I get messages all the time that say “how do I make money online?” That’s it. A pitch like this is pointless. If you haven’t even done a simple google search then you can’t expect a stranger to do all the work for you.
Whereas if a person says “I’m a writer. I’ve tried Substack, Twitter, Amazon, and Quora. None of the platforms have worked well.” And then they go on to explain (briefly) how they’ve gone about it, the question is more likely to get a response.
Nobody wants to get pitched by a lazy person seeking shortcuts and free help. The challenge is many of you do put in the work before pitching and simply forget to mention it. This is the reminder you’ve been looking for. Be like bitcoin: show proof of work.
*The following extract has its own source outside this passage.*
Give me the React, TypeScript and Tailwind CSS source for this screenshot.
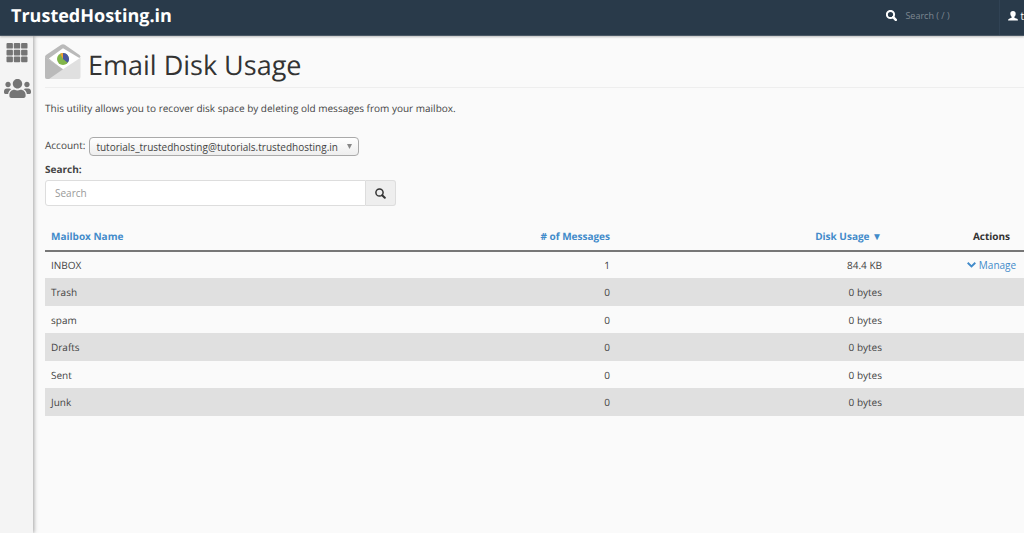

Seek out others rather than wait for them to come to you
Non-sleazy salespeople do very little selling. They become a magnet for opportunities. How? Start publishing content online — videos, audio, illustrations/photos, writing.
Steal this formula from marketing expert Andrea Bosoni.
– If you write 250 words/day
– Every year you’ll publish 50 posts
– If each post brings you 10 visits/day
– Every year you’ll have 200k traffic
– If your traffic converts 1%/day
– Every year you’ll get 2k customers”
Nobody is coming for your work or idea. You have to become a magnet. Social media is a magnet. It attracts the type of people you can sell your type of idea to. Maybe that’s for money. Maybe that’s to serve a mission. Maybe it’s to help people in poverty.
Content sells better than cold pitching.
Content = Stories
Let most opportunities die
The point of sales isn’t to sell to everybody.
Most people aren’t right for your ideas and opportunities. Most of what we do doesn’t have mass appeal. Once you understand that, you let people go far easier to focus your time on those who want what you offer. Then the number of things you successfully sell goes up. Boom.
When you part ways with someone, don’t be a d*ck. Leave on good terms. They might come back later for a different opportunity or after their thinking has changed. The non-sleazy salesperson that left me stunned taught me that.